Sabtu, 11 Februari 2012

Memperjelas Peran Intelektual

Oleh: Agus Mulyadi

Muchtar Buchori dalam Pendidikan Islam Transformatif mengatakan bahwa dunia “pendidikan islam di Indonesia sedang mengalami semacam krisis identitas dikarenakan lonceng kematiannya telah berdentang” (Mahmud Arief, 213: 2008). Kenapa dikatakan sedang mengalami krisis identitas? Hal ini lebih disinyalir karena dunia pendidikan kita (baca; Indonesia) saat ini sedang dalam kondisi mati enggan hidup pun tak mau meminjam istilah H.A.R Tilaar. Maksud dari ungkapan tersebut lebih dekat kepada makna kejumudan yang artinya dalam dunia pendidikan kita dewasa ini masih terjebak kepada romantisme yang mengakibatkan kemandekan dalam berfikir, berkreasi dan berinovasi. Maka oleh sebagian kaum cendikia terdidik pendidikan masa kini dianggap sebagai sebuah permasalahan yang sangat mendesak untuk dibenahi dan disesuaikan dengan perkembangan zaman.
Maka dari itu kemudian banyak bermunculan sebuah system pendidikan yang menawarkan wajah baru di bangsa ini. Maraknya sekolah-sekolah berbasis IT, sekolah terbadu, sekolah Unggulan, Program Khusus dan segabainya menjadi respon terhadap kegelisahan yang dirasakan oleh banyak kaum cndekia kita.
Model pendidikan yang diadopsi dari negeri seberang sudah layaknya ditutup untuk kemudian diganti dan disesuaikan dengan kebutuhan zaman. Sudah pasti tentunya kebutuhan yang menyangkut kepentingan bangsa kita. Jika model pendidikan impor tersebut masih saja digunakan ditakutkan selamanya bangsa ini tidak akan bias menemukan identitasnya sebagai sebuah bangsa yang merdeka. Bukanlah menjadi suatu hal yang imposibel untuk diwujudkan, sebuah model baru dalam dunia pendidikan kita. Pasalnya sudah tidak jarang dan sedikit lagi kaum intelek yang dimiliki oleh bangsa ini. Akankah selamanya bangsa ini menggantungkan harapannya kepada bangsa lain yang belum tentu sesuai dengan kondisi bangsa kita? Jawabannya tentu tidak. Ilmuan berlimpah, agamawan berjubel-berjubel, peneliti dimana-mana akan menjadi sia-sia jika mereka-mereka ini tidak dimanfaatkan dan dioptimalkan sebaik mungkin.
Sedangkan Seorang Kunto Wijoyo pernah mengatakan bahwa peradaban manusia berjalan pada masanya. Artinya peradaban bangsa ini jika dikontekskan dengan Indonesia bergantung kepad orang-orang yang hidup dimasanya. Artinya jika peradaban kita tidak dibangun dan didinamisasikan dengan perkembangan zaman bukan tidak mungkin lonceng itu kan benar-benar berdentang keras dan meruntuhkan sendi-sendi peradaban bangsa. Untuk itu diperlukan semacam pendobrak, penggerak sekaligus pencerah sebagai inisiatif positif terhadapnya. Merekalah yang oleh banyak orang disebut dengan nama (Mahasiswa ) kaum intelek muda. 

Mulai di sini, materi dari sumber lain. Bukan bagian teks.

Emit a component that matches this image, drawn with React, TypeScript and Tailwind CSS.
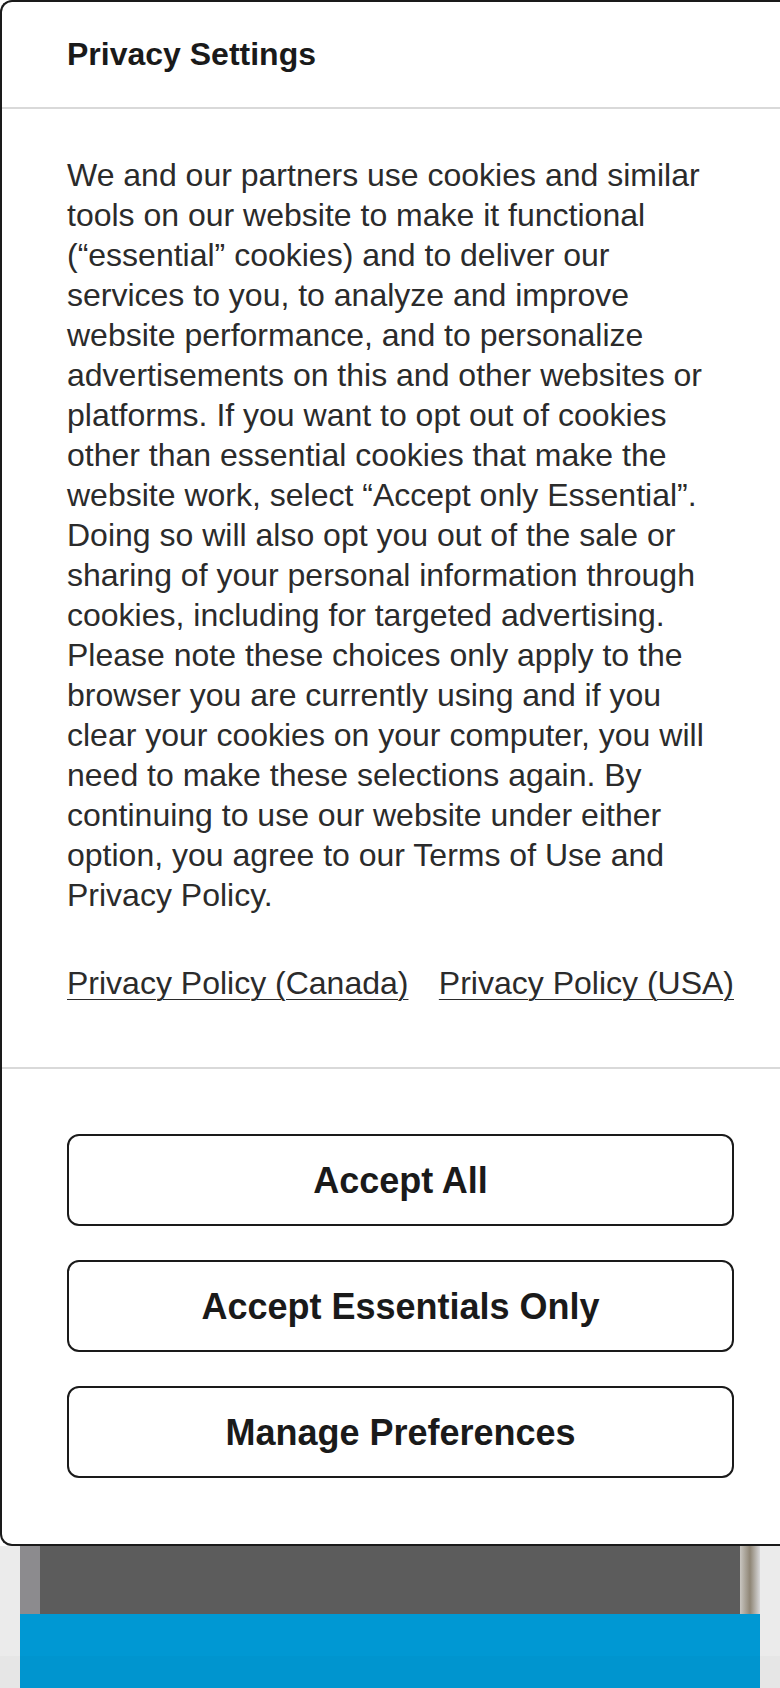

Mahasiswa dan Peradaban Bangsa
            Mahasiswa atau intelektual muda dalam kaitannya dengan dinamika peradaban umat manusia berada dalam posisi yang sangat urgen sekaligus vital. Bagaimana tidak kepada merekalah harapan itu digantungkan yakni peradaban madani yang sesuai dengan kebutuhan zamannya.
            Kaum intelektual muda selain diakui sebagai kelompok intelektual yang terlatih dan mumpuni, mereka juga diakui dapat menggerakakn dan menentukan arah kemana peradaban bangsa akan dibawa. Walaupun tidak selamanya kaum cendekia lahir dari rahim institusi pendidikan. Ada juga beberapa orang yang termasuk kelompok cendekiawan namun dia bukanlah tamatan universitas maupun perguruan tinggi sebut saja Buya Hamka yang oleh seorang tipolog Harry J. Benda dijadikan permisalan dalam buku menuju masyarakat madani karya Azyumardi Azra. 
            Dikatakan sebagai pemegang kendali terhadap arah peradaban karena mahasiswalah atau kaum cendekialah yang mau tidak mau akan menggantikan pendahulunya untuk memegang tampuk pemerintahan. Tentunya kita berharap semoga saja kelompok ini masih mampu dan konsisten dalam memegang prinsip dan idealismenya walaupun kedepan iming-iming yang selama ini melenakan sebagaian orang seperti kekuasaan, jabatan, harta dan sebagainya dari produk modernisasi yang begitu gencar terlihat sehingga tidak sedikit dari manusia lalai dibuatnya.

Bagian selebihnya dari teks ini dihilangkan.